The notion that we flock to social media during events of interest to us is pretty well established now. Indeed, the live coverage of events as they unfold is often one of the more endearing qualities of Twitter. How do such events influence the way we use social media however?
A study published recently by the MIT Senseable City Lab set out to find out just that. It revealed that the type of message we post changes substantially the more frequently we post them.
“This helps us better understand what is going on—the way we respond to things becomes faster and more impulsive,” says Carlo Ratti, director of the Senseable City Lab and an associate professor of the practice in MIT’s Department of Urban Studies and Planning.
On Twitter for instance, it emerged that on average our tweets were between 70 and 120 characters long. When we began to ramp up the frequency of tweets however, with the most frequent posters averaging a paltry 25 characters per tweet!

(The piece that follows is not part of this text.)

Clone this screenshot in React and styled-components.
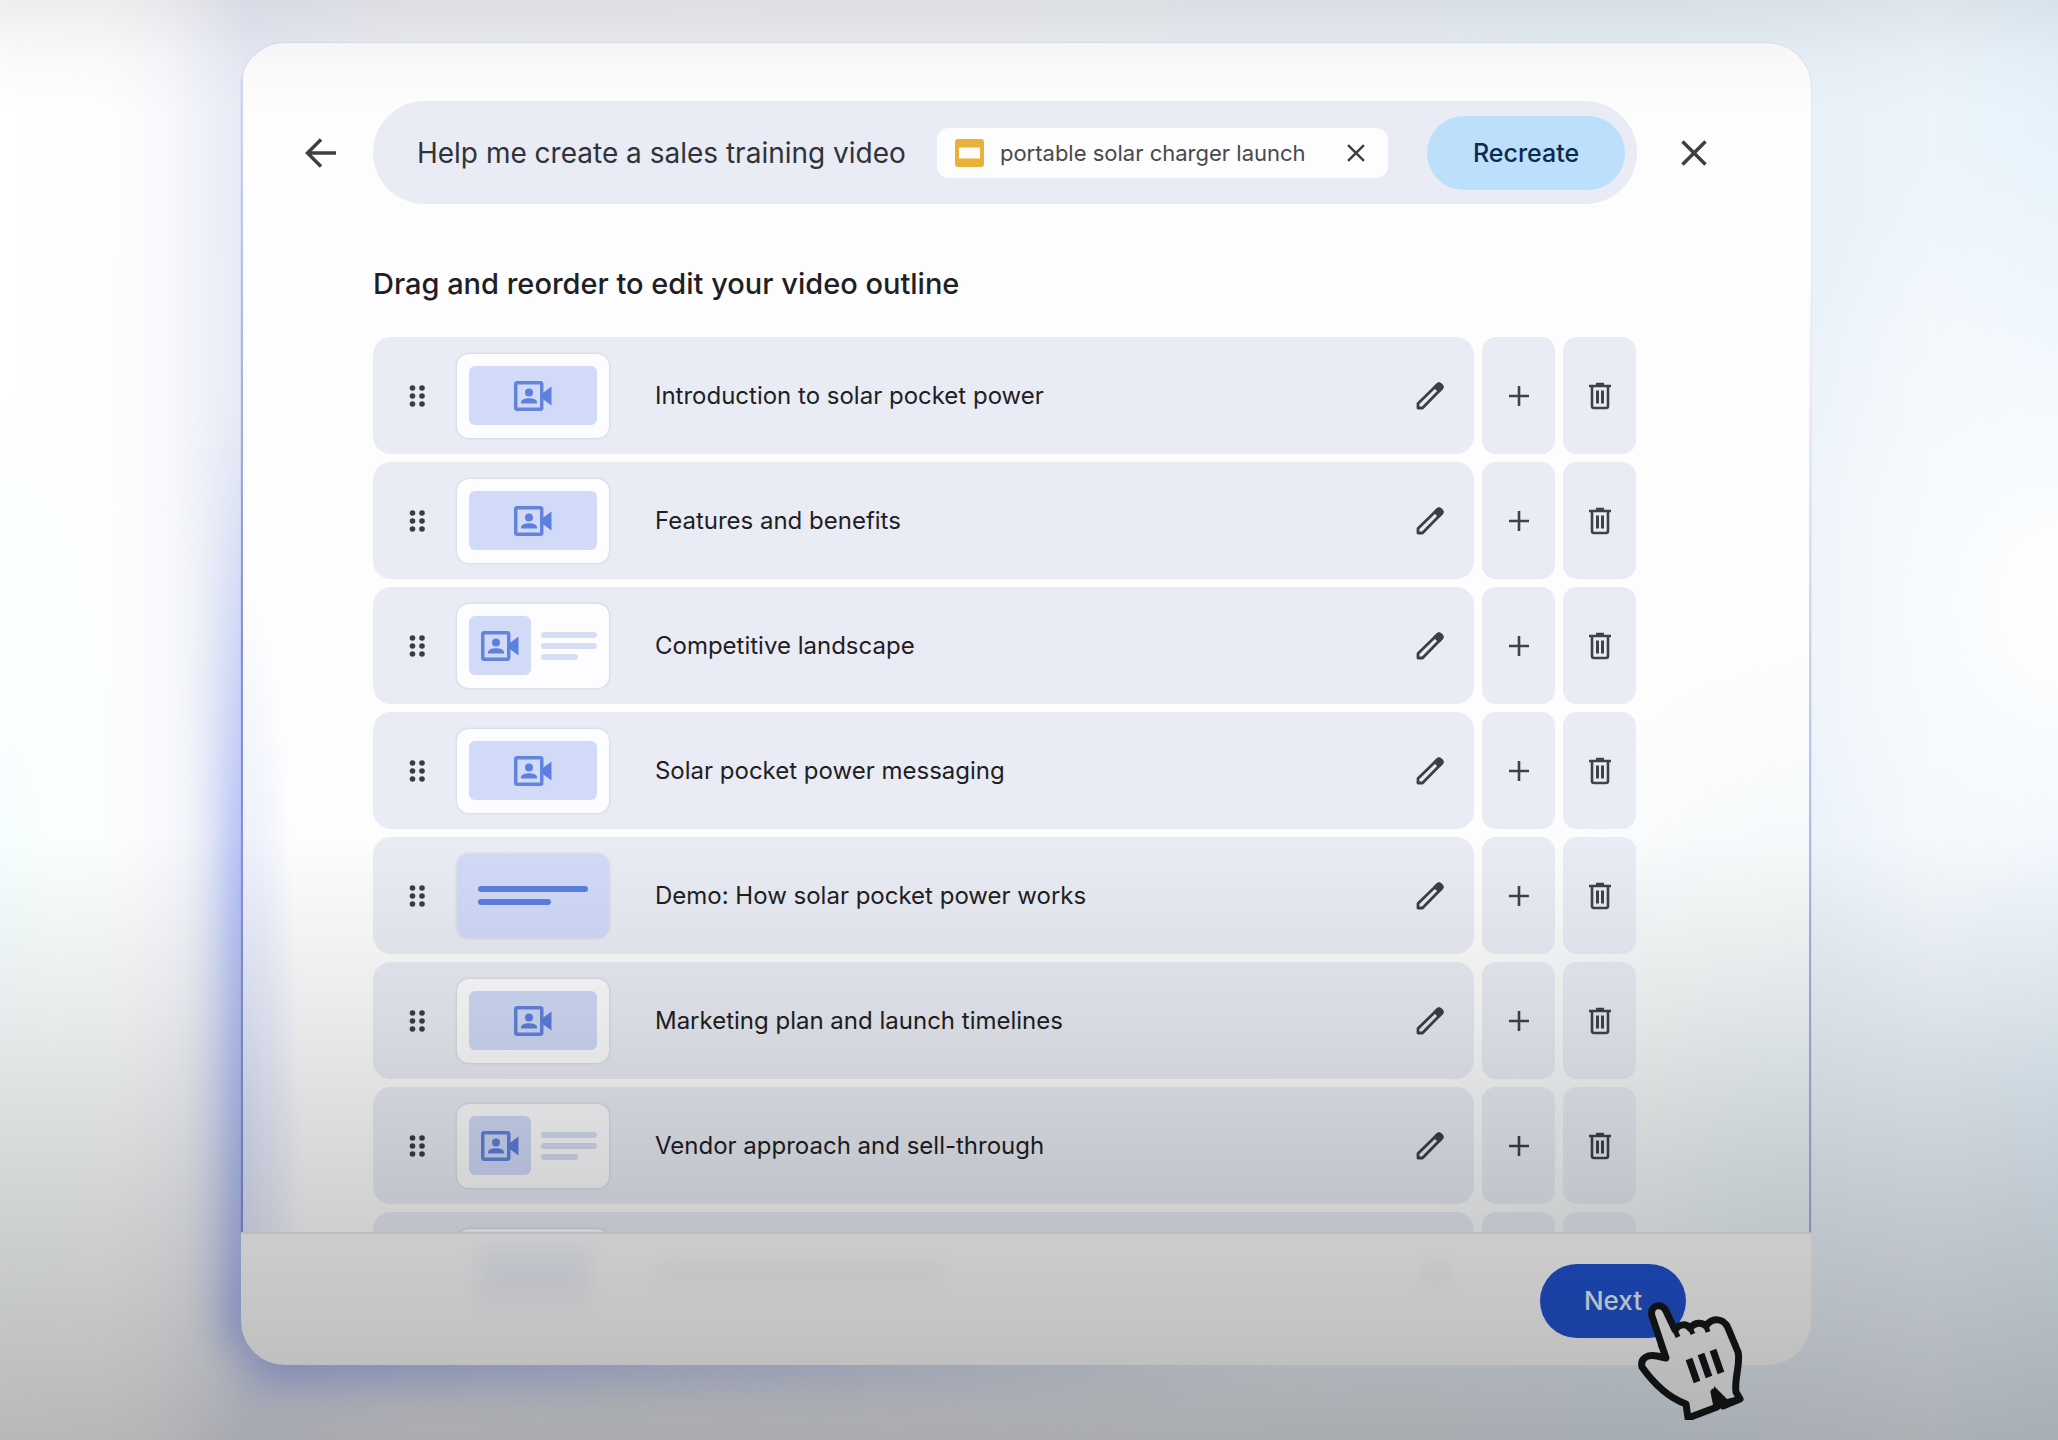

“If you plot the rate of the messages versus the length, then you can find a mathematical relation between these two things during [major] events,” adds Michael Szell, a researcher at the Senseable City Lab.
The bulk of the study surrounded the 2012 Masters golf tournament, won that year in dramatic circumstances by Bubba Watson. Perhaps not surprisingly, many of the tweets simply contained ‘Bubba’ followed by several exclamation marks.
They also studied data during the US election night in November 2012, and during a snowstorm in February 2013.
“We wanted to see if this was Twitter-specific or if it happens in other media as well,” Szell says. “Basically we found this effect every time there was an event going on. And when there was no event, we did not find this effect.”
Suffice to say, all of these examples are from the public world. It would be interesting to see if similar findings emerged from live corporate events, such as an idea jam.